### [WHAT NEEDS TO BE DONE]
Your job is to retype all of the data word for word, leaving every image out.

### [DATASET SECTION]

***

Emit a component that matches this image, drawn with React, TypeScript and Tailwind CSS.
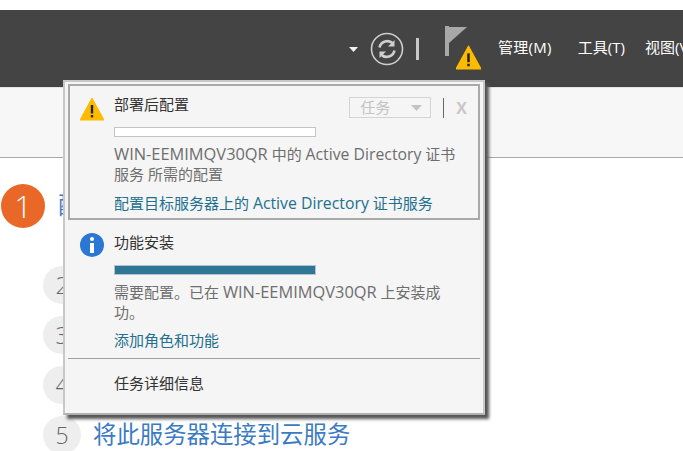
const cjk = "font-['Open_Sans','Noto_Sans_CJK_SC',sans-serif]";

const En = ({ children }: { children: string }) => <span className="text-[15.8px]">{children}</span>;
const Host = () => <span className="text-[16.4px]">WIN-EEMIMQV30QR</span>;

const WarnIcon = ({ size }: { size: number }) => (
  <svg width={size} height={size} viewBox="0 0 24 24">
    <path d="M12 1 L24 23 H0 Z" fill="#fdbb00" stroke="#fdbb00" strokeLinejoin="round" />
    <rect x="10.8" y="8" width="2.4" height="8.5" fill="#222" />
    <rect x="10.8" y="18" width="2.4" height="2.4" fill="#222" />
  </svg>
);

const Step = ({ n, text }: { n: number; text?: string }) => (
  <div className="flex items-center h-[50px]">
    <div className="w-[38px] h-[38px] rounded-full bg-[#eeeeee] flex items-center justify-center text-[23px] leading-none text-[#666] font-light shrink-0">
      {n}
    </div>
    {text && <div className="ml-[12px] text-[23.4px] leading-none text-[#3b7bc4] whitespace-nowrap">{text}</div>}
  </div>
);

const Panel = () => (
  <div className="absolute left-[63px] top-[80px] w-[422px] h-[335px] bg-[#f5f5f5] border-2 border-[#c8c8c8] border-b-[#b0b0b0] shadow-[4px_4px_3px_#555] px-[3px] pt-[2px]">
    <div className="border-2 border-[#a9a9a9] h-[136px] pl-[44px] pr-[12px] relative">
      <div className="absolute left-[10px] top-[11px]">
        <WarnIcon size={24} />
      </div>
      <div className="flex items-center justify-between h-[36px]">
        <span className="text-[15px] text-[#333]">部署后配置</span>
        <div className="flex items-center mt-[7px] mr-[-1px]">
          <div className="w-[82px] h-[21px] border border-[#d4d4d4] flex items-center pl-[10px] text-[15px] text-[#c4c4c4]">
            任务
            <svg className="ml-[21px]" width="11" height="6" viewBox="0 0 11 6">
              <path d="M0 0 H11 L5.5 6 Z" fill="#c4c4c4" />
            </svg>
          </div>
          <div className="w-[1px] h-[20px] bg-[#666] ml-[12px]" />
          <span className="ml-[12px] text-[16px] font-bold text-[#c8c8c8] leading-none">X</span>
        </div>
      </div>
      <div className="w-[202px] h-[10px] bg-white border border-[#c4c4c4] mt-[5px]" />
      <p className="text-[15px] text-[#6e6e6e] leading-[20px] mt-[7px] w-[345px]">
        <Host /> 中的 <En>Active Directory</En> 证书
        <br />
        服务 所需的配置
      </p>
      <div className="text-[15px] text-[#22708f] leading-[20px] mt-[9px] whitespace-nowrap">
        配置目标服务器上的 <En>Active Directory</En> 证书服务
      </div>
    </div>
    <div className="pl-[46px] relative h-[138px]">
      <div className="absolute left-[12px] top-[13px] w-[24px] h-[24px] rounded-full bg-[#2b78d4] flex flex-col items-center justify-center gap-[2px]">
        <div className="w-[4px] h-[4px] bg-white rounded-full" />
        <div className="w-[4px] h-[10px] bg-white" />
      </div>
      <div className="text-[15px] text-[#333] pt-[12px] leading-[20px]">功能安装</div>
      <div className="w-[202px] h-[10px] bg-[#2e7695] border border-[#b4c4cc] mt-[13px]" />
      <p className="text-[15px] text-[#6e6e6e] leading-[20px] mt-[7px] w-[345px]">
        需要配置。已在 <Host /> 上安装成
        <br />
        功。
      </p>
      <div className="text-[15px] text-[#22708f] leading-[20px] mt-[8px]">添加角色和功能</div>
    </div>
    <div className="border-t border-[#a0a0a0] pl-[46px] pt-[14px] text-[15px] text-[#333] leading-[20px]">
      任务详细信息
    </div>
  </div>
);

export default function App() {
  return (
    <div className={`relative w-[683px] h-[451px] overflow-hidden bg-white ${cjk}`}>
      <div className="h-[10px]" />
      <div className="h-[77px] bg-[#444444] flex items-center pl-[349px] text-white whitespace-nowrap">
        <svg width="9" height="5" viewBox="0 0 9 5" className="mt-[2px] shrink-0">
          <path d="M0 0 H9 L4.5 5 Z" fill="#f0f0f0" />
        </svg>
        <svg width="34" height="34" viewBox="0 0 34 34" className="ml-[12px] mt-[1px] shrink-0" fill="none" stroke="#cfcfcf">
          <circle cx="17" cy="17" r="15.5" strokeWidth="1.6" />
          <path d="M9.5 15.5 A8 8 0 0 1 23 11.5" strokeWidth="2.6" />
          <path d="M24.5 18.5 A8 8 0 0 1 11 22.5" strokeWidth="2.6" />
          <path d="M24.5 8 V14.5 H18 Z" fill="#cfcfcf" stroke="none" />
          <path d="M9.5 26 V19.5 H16 Z" fill="#cfcfcf" stroke="none" />
        </svg>
        <div className="w-[3px] h-[22px] bg-[#c8c8c8] ml-[12px] mt-[1px] shrink-0" />
        <div className="relative w-[37px] h-[46px] ml-[26px] mt-[5px] shrink-0">
          <svg width="24" height="32" viewBox="0 0 24 32" className="absolute left-0 top-[-2px]">
            <rect x="0" y="0" width="4" height="30" fill="#a8a8a8" />
            <path d="M4 1 H22 L4 17 Z" fill="#a8a8a8" />
          </svg>
          <div className="absolute left-[11px] top-[17px]">
            <WarnIcon size={25} />
          </div>
        </div>
        <span className="ml-[16px] mt-[-2px] text-[15px] tracking-[0.3px] shrink-0">管理(M)</span>
        <span className="ml-[26px] mt-[-2px] text-[15px] shrink-0">工具(T)</span>
        <span className="ml-[20px] mt-[-2px] text-[15px] shrink-0">视图(V)</span>
      </div>
      <div className="h-[71px] bg-[#f7f7f7] border-t border-[#e4e4e4] border-b border-b-[#a8a8a8]" />
      <div className="flex items-center pl-[1px] mt-[26px] h-[44px]">
        <div className="w-[44px] h-[44px] rounded-full bg-[#e96828] flex items-center justify-center text-white text-[31px] font-light">
          1
        </div>
        <span className="ml-[13px] text-[23.4px] text-[#3b7bc4] whitespace-nowrap">配</span>
      </div>
      <div className="pl-[43px] mt-[32px] flex flex-col">
        <Step n={2} />
        <Step n={3} />
        <Step n={4} />
        <Step n={5} text="将此服务器连接到云服务" />
      </div>
      <Panel />
    </div>
  );
}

***

### [IN RESPONSE]
Emit a component that matches this image, drawn with React, TypeScript and Tailwind CSS.
const cjk = "font-['Open_Sans','Noto_Sans_CJK_SC',sans-serif]";

const En = ({ children }: { children: string }) => <span className="text-[15.8px]">{children}</span>;
const Host = () => <span className="text-[16.4px]">WIN-EEMIMQV30QR</span>;

const WarnIcon = ({ size }: { size: number }) => (
  <svg width={size} height={size} viewBox="0 0 24 24">
    <path d="M12 1 L24 23 H0 Z" fill="#fdbb00" stroke="#fdbb00" strokeLinejoin="round" />
    <rect x="10.8" y="8" width="2.4" height="8.5" fill="#222" />
    <rect x="10.8" y="18" width="2.4" height="2.4" fill="#222" />
  </svg>
);

const Step = ({ n, text }: { n: number; text?: string }) => (
  <div className="flex items-center h-[50px]">
    <div className="w-[38px] h-[38px] rounded-full bg-[#eeeeee] flex items-center justify-center text-[23px] leading-none text-[#666] font-light shrink-0">
      {n}
    </div>
    {text && <div className="ml-[12px] text-[23.4px] leading-none text-[#3b7bc4] whitespace-nowrap">{text}</div>}
  </div>
);

const Panel = () => (
  <div className="absolute left-[63px] top-[80px] w-[422px] h-[335px] bg-[#f5f5f5] border-2 border-[#c8c8c8] border-b-[#b0b0b0] shadow-[4px_4px_3px_#555] px-[3px] pt-[2px]">
    <div className="border-2 border-[#a9a9a9] h-[136px] pl-[44px] pr-[12px] relative">
      <div className="absolute left-[10px] top-[11px]">
        <WarnIcon size={24} />
      </div>
      <div className="flex items-center justify-between h-[36px]">
        <span className="text-[15px] text-[#333]">部署后配置</span>
        <div className="flex items-center mt-[7px] mr-[-1px]">
          <div className="w-[82px] h-[21px] border border-[#d4d4d4] flex items-center pl-[10px] text-[15px] text-[#c4c4c4]">
            任务
            <svg className="ml-[21px]" width="11" height="6" viewBox="0 0 11 6">
              <path d="M0 0 H11 L5.5 6 Z" fill="#c4c4c4" />
            </svg>
          </div>
          <div className="w-[1px] h-[20px] bg-[#666] ml-[12px]" />
          <span className="ml-[12px] text-[16px] font-bold text-[#c8c8c8] leading-none">X</span>
        </div>
      </div>
      <div className="w-[202px] h-[10px] bg-white border border-[#c4c4c4] mt-[5px]" />
      <p className="text-[15px] text-[#6e6e6e] leading-[20px] mt-[7px] w-[345px]">
        <Host /> 中的 <En>Active Directory</En> 证书
        <br />
        服务 所需的配置
      </p>
      <div className="text-[15px] text-[#22708f] leading-[20px] mt-[9px] whitespace-nowrap">
        配置目标服务器上的 <En>Active Directory</En> 证书服务
      </div>
    </div>
    <div className="pl-[46px] relative h-[138px]">
      <div className="absolute left-[12px] top-[13px] w-[24px] h-[24px] rounded-full bg-[#2b78d4] flex flex-col items-center justify-center gap-[2px]">
        <div className="w-[4px] h-[4px] bg-white rounded-full" />
        <div className="w-[4px] h-[10px] bg-white" />
      </div>
      <div className="text-[15px] text-[#333] pt-[12px] leading-[20px]">功能安装</div>
      <div className="w-[202px] h-[10px] bg-[#2e7695] border border-[#b4c4cc] mt-[13px]" />
      <p className="text-[15px] text-[#6e6e6e] leading-[20px] mt-[7px] w-[345px]">
        需要配置。已在 <Host /> 上安装成
        <br />
        功。
      </p>
      <div className="text-[15px] text-[#22708f] leading-[20px] mt-[8px]">添加角色和功能</div>
    </div>
    <div className="border-t border-[#a0a0a0] pl-[46px] pt-[14px] text-[15px] text-[#333] leading-[20px]">
      任务详细信息
    </div>
  </div>
);

export default function App() {
  return (
    <div className={`relative w-[683px] h-[451px] overflow-hidden bg-white ${cjk}`}>
      <div className="h-[10px]" />
      <div className="h-[77px] bg-[#444444] flex items-center pl-[349px] text-white whitespace-nowrap">
        <svg width="9" height="5" viewBox="0 0 9 5" className="mt-[2px] shrink-0">
          <path d="M0 0 H9 L4.5 5 Z" fill="#f0f0f0" />
        </svg>
        <svg width="34" height="34" viewBox="0 0 34 34" className="ml-[12px] mt-[1px] shrink-0" fill="none" stroke="#cfcfcf">
          <circle cx="17" cy="17" r="15.5" strokeWidth="1.6" />
          <path d="M9.5 15.5 A8 8 0 0 1 23 11.5" strokeWidth="2.6" />
          <path d="M24.5 18.5 A8 8 0 0 1 11 22.5" strokeWidth="2.6" />
          <path d="M24.5 8 V14.5 H18 Z" fill="#cfcfcf" stroke="none" />
          <path d="M9.5 26 V19.5 H16 Z" fill="#cfcfcf" stroke="none" />
        </svg>
        <div className="w-[3px] h-[22px] bg-[#c8c8c8] ml-[12px] mt-[1px] shrink-0" />
        <div className="relative w-[37px] h-[46px] ml-[26px] mt-[5px] shrink-0">
          <svg width="24" height="32" viewBox="0 0 24 32" className="absolute left-0 top-[-2px]">
            <rect x="0" y="0" width="4" height="30" fill="#a8a8a8" />
            <path d="M4 1 H22 L4 17 Z" fill="#a8a8a8" />
          </svg>
          <div className="absolute left-[11px] top-[17px]">
            <WarnIcon size={25} />
          </div>
        </div>
        <span className="ml-[16px] mt-[-2px] text-[15px] tracking-[0.3px] shrink-0">管理(M)</span>
        <span className="ml-[26px] mt-[-2px] text-[15px] shrink-0">工具(T)</span>
        <span className="ml-[20px] mt-[-2px] text-[15px] shrink-0">视图(V)</span>
      </div>
      <div className="h-[71px] bg-[#f7f7f7] border-t border-[#e4e4e4] border-b border-b-[#a8a8a8]" />
      <div className="flex items-center pl-[1px] mt-[26px] h-[44px]">
        <div className="w-[44px] h-[44px] rounded-full bg-[#e96828] flex items-center justify-center text-white text-[31px] font-light">
          1
        </div>
        <span className="ml-[13px] text-[23.4px] text-[#3b7bc4] whitespace-nowrap">配</span>
      </div>
      <div className="pl-[43px] mt-[32px] flex flex-col">
        <Step n={2} />
        <Step n={3} />
        <Step n={4} />
        <Step n={5} text="将此服务器连接到云服务" />
      </div>
      <Panel />
    </div>
  );
}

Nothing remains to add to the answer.